As it happens, in the days that followed, it didn’t climb. In fact, the price fell again yesterday, dropping to $95 — roughly in line with the figure from a month ago at this time.
It’s tempting to think that as prices start to level off, that would translate into consumers paying less at the pump than they were a couple of weeks ago. Indeed, the White House released a chart yesterday showing gas prices climbing in line with the recent per-barrel spike, but without the relief as the cost of crude oil eases.
In a tweet, President Joe Biden said, “Oil prices are decreasing, gas prices should too. Last time oil was $96 a barrel, gas was $3.62 a gallon. Now it’s $4.31. Oil and gas companies shouldn’t pad their profits at the expense of hardworking Americans.”
He’s not the only one thinking along these lines. Politico reported yesterday:
Senate Majority Leader Chuck Schumer said Wednesday his chamber would call big oil and gas executives to testify.

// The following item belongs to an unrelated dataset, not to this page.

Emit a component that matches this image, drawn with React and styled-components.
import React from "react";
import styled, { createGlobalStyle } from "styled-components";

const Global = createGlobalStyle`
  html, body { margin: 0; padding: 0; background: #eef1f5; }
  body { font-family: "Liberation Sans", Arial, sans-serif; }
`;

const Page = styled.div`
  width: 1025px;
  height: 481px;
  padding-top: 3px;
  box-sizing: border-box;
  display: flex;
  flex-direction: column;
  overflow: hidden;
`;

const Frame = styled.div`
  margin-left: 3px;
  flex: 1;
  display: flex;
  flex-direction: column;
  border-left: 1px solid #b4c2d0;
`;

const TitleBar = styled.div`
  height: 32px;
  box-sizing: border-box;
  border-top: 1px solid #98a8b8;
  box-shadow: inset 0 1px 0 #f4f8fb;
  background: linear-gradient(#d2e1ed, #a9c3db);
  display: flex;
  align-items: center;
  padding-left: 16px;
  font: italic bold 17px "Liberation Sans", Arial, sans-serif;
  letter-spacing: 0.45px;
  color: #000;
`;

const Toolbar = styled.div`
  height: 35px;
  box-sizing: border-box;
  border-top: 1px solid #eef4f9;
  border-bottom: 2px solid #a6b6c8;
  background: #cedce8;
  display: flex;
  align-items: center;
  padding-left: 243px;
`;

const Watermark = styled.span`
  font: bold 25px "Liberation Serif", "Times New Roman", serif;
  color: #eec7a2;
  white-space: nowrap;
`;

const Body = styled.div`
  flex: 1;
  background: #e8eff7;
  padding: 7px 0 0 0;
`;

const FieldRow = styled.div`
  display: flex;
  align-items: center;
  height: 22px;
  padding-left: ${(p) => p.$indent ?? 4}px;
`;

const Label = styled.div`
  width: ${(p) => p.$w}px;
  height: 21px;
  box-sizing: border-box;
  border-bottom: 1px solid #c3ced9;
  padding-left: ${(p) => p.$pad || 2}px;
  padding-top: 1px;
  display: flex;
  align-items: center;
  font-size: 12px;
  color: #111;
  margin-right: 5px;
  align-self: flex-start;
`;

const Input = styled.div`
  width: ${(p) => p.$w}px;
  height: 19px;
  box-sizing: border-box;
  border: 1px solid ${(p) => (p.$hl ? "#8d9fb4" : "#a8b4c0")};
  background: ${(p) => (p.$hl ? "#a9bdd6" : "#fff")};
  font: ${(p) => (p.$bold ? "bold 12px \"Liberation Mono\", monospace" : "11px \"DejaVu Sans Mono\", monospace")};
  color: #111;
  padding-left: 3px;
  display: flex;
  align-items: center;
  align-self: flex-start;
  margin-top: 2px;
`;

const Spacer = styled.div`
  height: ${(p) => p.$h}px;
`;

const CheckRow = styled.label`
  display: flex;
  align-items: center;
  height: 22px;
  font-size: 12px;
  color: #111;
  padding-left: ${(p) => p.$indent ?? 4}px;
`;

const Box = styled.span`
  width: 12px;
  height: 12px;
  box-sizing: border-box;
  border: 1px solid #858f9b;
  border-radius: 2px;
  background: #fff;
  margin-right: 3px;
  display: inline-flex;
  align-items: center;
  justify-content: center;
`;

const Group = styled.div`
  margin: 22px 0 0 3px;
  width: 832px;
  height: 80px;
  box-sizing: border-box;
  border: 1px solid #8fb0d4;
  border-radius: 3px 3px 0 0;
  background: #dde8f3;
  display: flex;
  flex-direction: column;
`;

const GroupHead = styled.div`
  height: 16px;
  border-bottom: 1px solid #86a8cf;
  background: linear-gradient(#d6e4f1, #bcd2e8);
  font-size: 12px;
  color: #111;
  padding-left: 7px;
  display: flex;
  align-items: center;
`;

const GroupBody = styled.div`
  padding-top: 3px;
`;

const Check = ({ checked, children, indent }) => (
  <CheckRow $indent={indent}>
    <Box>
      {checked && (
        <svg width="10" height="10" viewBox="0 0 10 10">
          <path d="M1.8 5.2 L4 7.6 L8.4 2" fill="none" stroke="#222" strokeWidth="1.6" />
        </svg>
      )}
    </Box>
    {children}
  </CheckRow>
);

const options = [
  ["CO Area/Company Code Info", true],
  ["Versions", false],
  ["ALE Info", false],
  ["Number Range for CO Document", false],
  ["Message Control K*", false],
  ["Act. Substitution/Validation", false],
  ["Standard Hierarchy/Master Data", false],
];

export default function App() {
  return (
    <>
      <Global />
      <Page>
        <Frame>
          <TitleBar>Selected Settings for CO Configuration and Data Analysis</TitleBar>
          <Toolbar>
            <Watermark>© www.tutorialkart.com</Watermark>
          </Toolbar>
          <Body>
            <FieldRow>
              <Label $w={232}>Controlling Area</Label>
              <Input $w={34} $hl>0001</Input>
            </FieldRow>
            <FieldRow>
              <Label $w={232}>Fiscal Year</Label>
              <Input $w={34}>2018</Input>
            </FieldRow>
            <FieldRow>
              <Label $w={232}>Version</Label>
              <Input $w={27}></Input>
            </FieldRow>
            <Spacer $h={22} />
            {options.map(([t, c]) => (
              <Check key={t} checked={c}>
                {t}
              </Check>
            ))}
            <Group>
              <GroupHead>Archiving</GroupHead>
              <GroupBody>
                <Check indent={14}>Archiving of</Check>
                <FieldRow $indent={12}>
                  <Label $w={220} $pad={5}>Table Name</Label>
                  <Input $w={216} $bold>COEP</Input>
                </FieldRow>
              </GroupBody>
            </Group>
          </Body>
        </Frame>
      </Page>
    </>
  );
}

He wants to know why the companies are enabling greater corporate stock buybacks rather than taking steps to cut the price of gas at the pump.
The New York Democrat told reporters, in reference to increased stock buybacks, “It is outrageous to me. It’s one of the disturbing signs of American capitalism.”
He added, “The CEOs of large oil and gas companies should be advised they’ll have to provide answers before the Senate very soon.”
To be sure, the broader dynamic isn’t too surprising. There’s an expression that’s existed for years in the world of energy and finance: “Up like a rocket, down like a feather.” The idea is, gas prices are notoriously quick to climb, but the descent is vastly slower and more gradual.